ISLAMABAD - The government should switch from a policy of stabilisation to revival of the economy and to take fiscal and other measures to raise GDP growth rate to 5.5 percent in the upcoming financial year 2015-16.

“The fiscal year 2015-16 will be the turning point, as the government in first two years engaged in the process of stabilising the economy and it achieved some successes. Now, the time has come to switch from a policy of stabilisation to revival of the economy”, said Dr. Hafiz Pasha, former Finance Minister/ Managing Director Institute for Policy Reforms while releasing Budget Strategy Paper for 2015-16.  

“The people have waited for the last seven years for a return to buoyancy of the economy. During this period, unemployment and poverty have increased. The time has come for revival of the economy.
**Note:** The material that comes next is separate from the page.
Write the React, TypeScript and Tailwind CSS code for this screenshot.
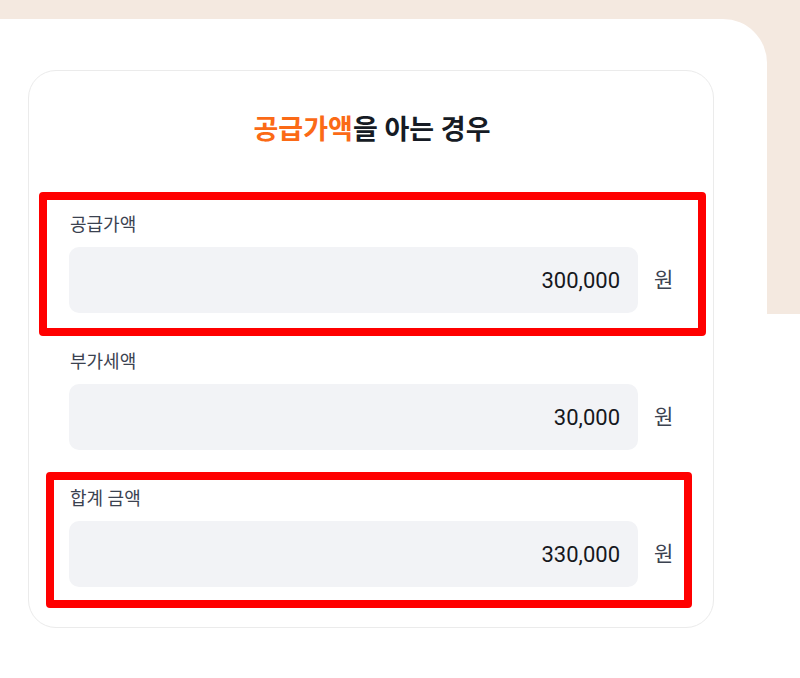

Fortunately, the environment, both external an internal, has become more conducive for taking the economy to a higher growth trajectory”, he said and added that with a certificate of good health from the IMF, following the build up to foreign exchange reserves to almost $13 billion and the fall in rate of inflation to below 5pc, the government is in a position to adopt a policy of revival. A combination of policies will increase growth. These include fiscal stimuli, tax reforms, an expansionary monetary policy, and a competitive trade policy.

The IPR suggested that Annual Plan 2015-16 must target for a growth rate of about 5.5 percent for next fiscal year. “The 2015-16 budget ought to be a ‘tax free’ budget. No tax rates should be enhanced unlike the last two years. FBR should focus on broadening the tax base (details are given later) and on improvements in tax administration”, an independent and non-partisan think-tank demanded of the government in its proposals.

With regard to broadening the direct tax base, Dr Pasha said there is need to focus on companies also along with the number of individuals filing returns. According to the latest Tax Directory, 24186 companies have filed returns. This is only 40pc of the number of companies registered (62,000) with the SECP. Therefore, a drive should be launched to induce corporate entities to file returns or face heavy penalties, he added.

The former Finance Minister also asked to bring down the corporate income tax rate to 30 percent in one go in 2015-16 from current rate of 33 percent to attract investment in the country.

Talking about the Chinese investment worth of $46 billion, Dr Pasha said that it is essential that about Rs 200 to Rs 250 billion be allocated for CPEC projects in 2014-15 in the Federal PSDP. Therefore, the size of the Public Sector Development Programme should enhance by Rs 500 billion to Rs 1425 billion for the next fiscal year. On the direction of the International Monetary Fund (IMF), Pakistan had reduced the PSDP volume by Rs 300 billion to Rs 925 billion from the budgetary target of Rs 1225 billion, he added.

The IPR recommended the government to keep the budget deficit target at 6.5 percent of the GDP for the next financial year, which it estimates to remain at 5.5 percent of the GDP by the end of present fiscal year.

Regarding monetary policy, MD IPR said that policy rate of the SBP can be brought down from 8 percent to 7 percent and export concessionary finance made available at 5 percent. Further, government borrowing from commercial banks should be limited to 2.5 percent of the GDP, so as to enable a doubling of credit to the private sector.

With respect to trade policy, he said Pakistan has not made full use of the GSP plus scheme. This is because of an overvalued rupee exchange rate. In recent months, exporting countries have been competing to reduce the value of their currency in a tight global market. On the other hand, Pakistani exporters have suffered because of the high value of the rupee. This has resulted also in increase in imports. IPR recommends a reduction by 10pc in the value of the rupee.

Earlier, speaking on the occasion, Humayun Akhtar Khan, Chairman IPR stated that weak economic performance of recent years had increased the burden on the people. It is important to look at the economy’s growth potential rather than focus on the limited criteria of reduced fiscal deficit and increase in forex reserves. High cost external borrowings have increased foreign reserves. It is moot if such levels of indebtedness are sustainable for the economy. Before long, debt servicing will begin, which will add significantly to government expenditure and to fiscal deficit. Fiscal deficit would increase also if government settles outstanding circular debt, which has accumulated to over Rs500 billion. There is weak performance all around. Government has been unable to improve tax collection. Exports and large-scale manufacturing have been sluggish in the face of an overvalued rupee and continued loadshedding. Government’s total focus seems to be with meeting fiscal standards set by IMF with scant regard for citizen welfare.

Dr. Pasha stated that government’s focus on stabilisation under the IMF programme comes at the cost of growth of the economy. Unemployment and poverty have both increased in the last six years.

IPR takes issue also with the quality of stabilisation and the measures taken to achieve it. Reduction in development expenditure, increase in indirect taxes, high cost external debt and increasing circular debt have depressed growth and added to the difficulties of the people. It is time for government to take measures to revive the economy.